> TASK DETAILS
Repeat all of the material below exactly as written, images excluded.

> SOURCE DATA
══════════

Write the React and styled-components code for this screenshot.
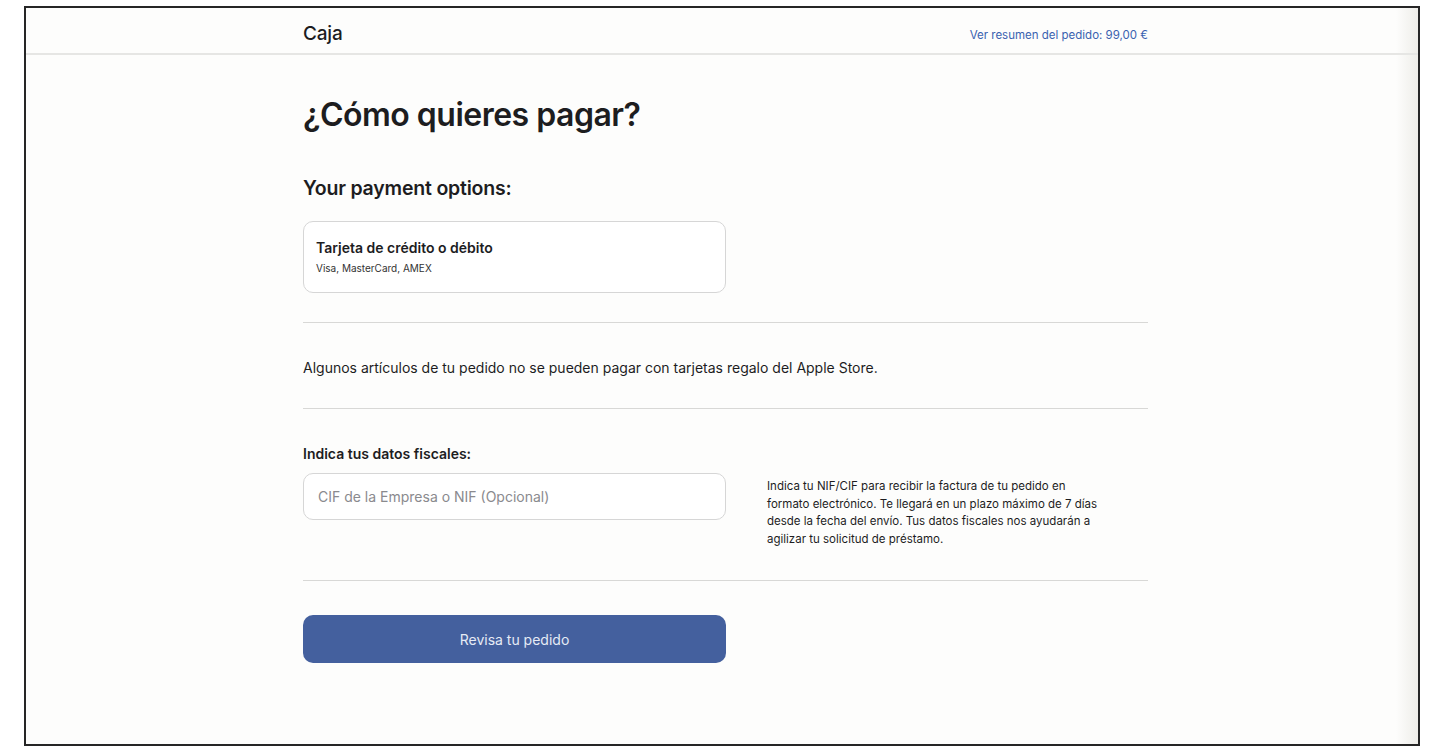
import React from 'react';
import styled, { createGlobalStyle } from 'styled-components';

const GlobalStyle = createGlobalStyle`
    html, body {
        margin: 0;
        padding: 0;
        background: #ffffff;
    }
    body {
        font-family: Inter, "Noto Sans", "Liberation Sans", sans-serif;
        color: #1d1d1f;
    }
`

const Page = styled.div`
    width: 1438px;
    height: 753px;
    padding: 6px 18px 7px 24px;
    box-sizing: border-box;
`
const Frame = styled.div`
    height: 100%;
    box-sizing: border-box;
    border: 2px solid #262626;
    background: linear-gradient(to right, #fdfdfc calc(100% - 22px), #eeede9);
    display: flex;
    flex-direction: column;
`
const Header = styled.header`
    height: 47px;
    border-bottom: 2px solid #e6e6e4;
    display: flex;
    align-items: center;
    justify-content: space-between;
    padding: 5px 270px 0 277px;
    box-sizing: border-box;
`
const Brand = styled.span`
    font-size: 19px;
    font-weight: 500;
    color: #1d1d1f;
    letter-spacing: -0.2px;
`
const SummaryLink = styled.a`
    font-size: 11.5px;
    color: #3a62b0;
    text-decoration: none;
    margin-top: 3px;
`
const Main = styled.main`
    width: 845px;
    padding-left: 277px;
    display: flex;
    flex-direction: column;
`
const Title = styled.h1`
    margin: 40px 0 0;
    font-size: 32px;
    font-weight: 600;
    letter-spacing: -0.5px;
    line-height: 40px;
`
const SubTitle = styled.h2`
    margin: 41px 0 0;
    font-size: 19.5px;
    font-weight: 600;
    letter-spacing: -0.2px;
    line-height: 24px;
`
const OptionCard = styled.div`
    width: 423px;
    height: 72px;
    box-sizing: border-box;
    margin-top: 21px;
    border: 1px solid #d6d6d6;
    border-radius: 10px;
    background: #ffffff;
    padding: 17px 12px 0;
`
const OptionTitle = styled.div`
    font-size: 14px;
    font-weight: 600;
    line-height: 18px;
`
const OptionSub = styled.div`
    font-size: 10px;
    line-height: 12px;
    color: #333;
    margin-top: 5px;
`
const Divider = styled.hr`
    border: none;
    border-top: 1px solid #d8d8d6;
    margin: ${p => p.$top}px 0 0;
    width: 100%;
`
const Notice = styled.p`
    margin: 36px 0 0;
    font-size: 14px;
    line-height: 18px;
    color: #1d1d1f;
`
const FiscalRow = styled.div`
    display: flex;
    gap: 41px;
    margin-top: 36px;
`
const FiscalCol = styled.div`
    display: flex;
    flex-direction: column;
    width: 423px;
`
const Label = styled.label`
    font-size: 14px;
    font-weight: 600;
    line-height: 18px;
`
const Input = styled.input`
    margin-top: 10px;
    height: 47px;
    box-sizing: border-box;
    border: 1px solid #d6d6d6;
    border-radius: 10px;
    background: #ffffff;
    padding: 0 14px;
    font-family: inherit;
    font-size: 14px;
    outline: none;
    &::placeholder {
        color: #8a8a8e;
    }
`
const Help = styled.p`
    margin: 33px 0 0;
    width: 340px;
    font-size: 11.5px;
    line-height: 17.5px;
    color: #1d1d1f;
`
const ReviewButton = styled.button`
    margin-top: 34px;
    width: 423px;
    height: 48px;
    border: none;
    border-radius: 10px;
    background: #44609e;
    color: #e6ebf5;
    font-family: inherit;
    font-size: 14px;
    cursor: pointer;
`

export default function App() {
    return (
        <Page>
            <GlobalStyle />
            <Frame>
                <Header>
                    <Brand>Caja</Brand>
                    <SummaryLink href="#">Ver resumen del pedido: 99,00 €</SummaryLink>
                </Header>
                <Main>
                    <Title>¿Cómo quieres pagar?</Title>
                    <SubTitle>Your payment options:</SubTitle>
                    <OptionCard>
                        <OptionTitle>Tarjeta de crédito o débito</OptionTitle>
                        <OptionSub>Visa, MasterCard, AMEX</OptionSub>
                    </OptionCard>
                    <Divider $top={29} />
                    <Notice>Algunos artículos de tu pedido no se pueden pagar con tarjetas regalo del Apple Store.</Notice>
                    <Divider $top={31} />
                    <FiscalRow>
                        <FiscalCol>
                            <Label>Indica tus datos fiscales:</Label>
                            <Input placeholder="CIF de la Empresa o NIF (Opcional)" />
                        </FiscalCol>
                        <Help>
                            Indica tu NIF/CIF para recibir la factura de tu pedido en formato electrónico. Te llegará en un plazo máximo de 7 días desde la fecha del envío. Tus datos fiscales nos ayudarán a agilizar tu solicitud de préstamo.
                        </Help>
                    </FiscalRow>
                    <Divider $top={32} />
                    <ReviewButton>Revisa tu pedido</ReviewButton>
                </Main>
            </Frame>
        </Page>
    );
}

══════════

> RESULT OF THIS EXERCISE
Write the React and styled-components code for this screenshot.
import React from 'react';
import styled, { createGlobalStyle } from 'styled-components';

const GlobalStyle = createGlobalStyle`
    html, body {
        margin: 0;
        padding: 0;
        background: #ffffff;
    }
    body {
        font-family: Inter, "Noto Sans", "Liberation Sans", sans-serif;
        color: #1d1d1f;
    }
`

const Page = styled.div`
    width: 1438px;
    height: 753px;
    padding: 6px 18px 7px 24px;
    box-sizing: border-box;
`
const Frame = styled.div`
    height: 100%;
    box-sizing: border-box;
    border: 2px solid #262626;
    background: linear-gradient(to right, #fdfdfc calc(100% - 22px), #eeede9);
    display: flex;
    flex-direction: column;
`
const Header = styled.header`
    height: 47px;
    border-bottom: 2px solid #e6e6e4;
    display: flex;
    align-items: center;
    justify-content: space-between;
    padding: 5px 270px 0 277px;
    box-sizing: border-box;
`
const Brand = styled.span`
    font-size: 19px;
    font-weight: 500;
    color: #1d1d1f;
    letter-spacing: -0.2px;
`
const SummaryLink = styled.a`
    font-size: 11.5px;
    color: #3a62b0;
    text-decoration: none;
    margin-top: 3px;
`
const Main = styled.main`
    width: 845px;
    padding-left: 277px;
    display: flex;
    flex-direction: column;
`
const Title = styled.h1`
    margin: 40px 0 0;
    font-size: 32px;
    font-weight: 600;
    letter-spacing: -0.5px;
    line-height: 40px;
`
const SubTitle = styled.h2`
    margin: 41px 0 0;
    font-size: 19.5px;
    font-weight: 600;
    letter-spacing: -0.2px;
    line-height: 24px;
`
const OptionCard = styled.div`
    width: 423px;
    height: 72px;
    box-sizing: border-box;
    margin-top: 21px;
    border: 1px solid #d6d6d6;
    border-radius: 10px;
    background: #ffffff;
    padding: 17px 12px 0;
`
const OptionTitle = styled.div`
    font-size: 14px;
    font-weight: 600;
    line-height: 18px;
`
const OptionSub = styled.div`
    font-size: 10px;
    line-height: 12px;
    color: #333;
    margin-top: 5px;
`
const Divider = styled.hr`
    border: none;
    border-top: 1px solid #d8d8d6;
    margin: ${p => p.$top}px 0 0;
    width: 100%;
`
const Notice = styled.p`
    margin: 36px 0 0;
    font-size: 14px;
    line-height: 18px;
    color: #1d1d1f;
`
const FiscalRow = styled.div`
    display: flex;
    gap: 41px;
    margin-top: 36px;
`
const FiscalCol = styled.div`
    display: flex;
    flex-direction: column;
    width: 423px;
`
const Label = styled.label`
    font-size: 14px;
    font-weight: 600;
    line-height: 18px;
`
const Input = styled.input`
    margin-top: 10px;
    height: 47px;
    box-sizing: border-box;
    border: 1px solid #d6d6d6;
    border-radius: 10px;
    background: #ffffff;
    padding: 0 14px;
    font-family: inherit;
    font-size: 14px;
    outline: none;
    &::placeholder {
        color: #8a8a8e;
    }
`
const Help = styled.p`
    margin: 33px 0 0;
    width: 340px;
    font-size: 11.5px;
    line-height: 17.5px;
    color: #1d1d1f;
`
const ReviewButton = styled.button`
    margin-top: 34px;
    width: 423px;
    height: 48px;
    border: none;
    border-radius: 10px;
    background: #44609e;
    color: #e6ebf5;
    font-family: inherit;
    font-size: 14px;
    cursor: pointer;
`

export default function App() {
    return (
        <Page>
            <GlobalStyle />
            <Frame>
                <Header>
                    <Brand>Caja</Brand>
                    <SummaryLink href="#">Ver resumen del pedido: 99,00 €</SummaryLink>
                </Header>
                <Main>
                    <Title>¿Cómo quieres pagar?</Title>
                    <SubTitle>Your payment options:</SubTitle>
                    <OptionCard>
                        <OptionTitle>Tarjeta de crédito o débito</OptionTitle>
                        <OptionSub>Visa, MasterCard, AMEX</OptionSub>
                    </OptionCard>
                    <Divider $top={29} />
                    <Notice>Algunos artículos de tu pedido no se pueden pagar con tarjetas regalo del Apple Store.</Notice>
                    <Divider $top={31} />
                    <FiscalRow>
                        <FiscalCol>
                            <Label>Indica tus datos fiscales:</Label>
                            <Input placeholder="CIF de la Empresa o NIF (Opcional)" />
                        </FiscalCol>
                        <Help>
                            Indica tu NIF/CIF para recibir la factura de tu pedido en formato electrónico. Te llegará en un plazo máximo de 7 días desde la fecha del envío. Tus datos fiscales nos ayudarán a agilizar tu solicitud de préstamo.
                        </Help>
                    </FiscalRow>
                    <Divider $top={32} />
                    <ReviewButton>Revisa tu pedido</ReviewButton>
                </Main>
            </Frame>
        </Page>
    );
}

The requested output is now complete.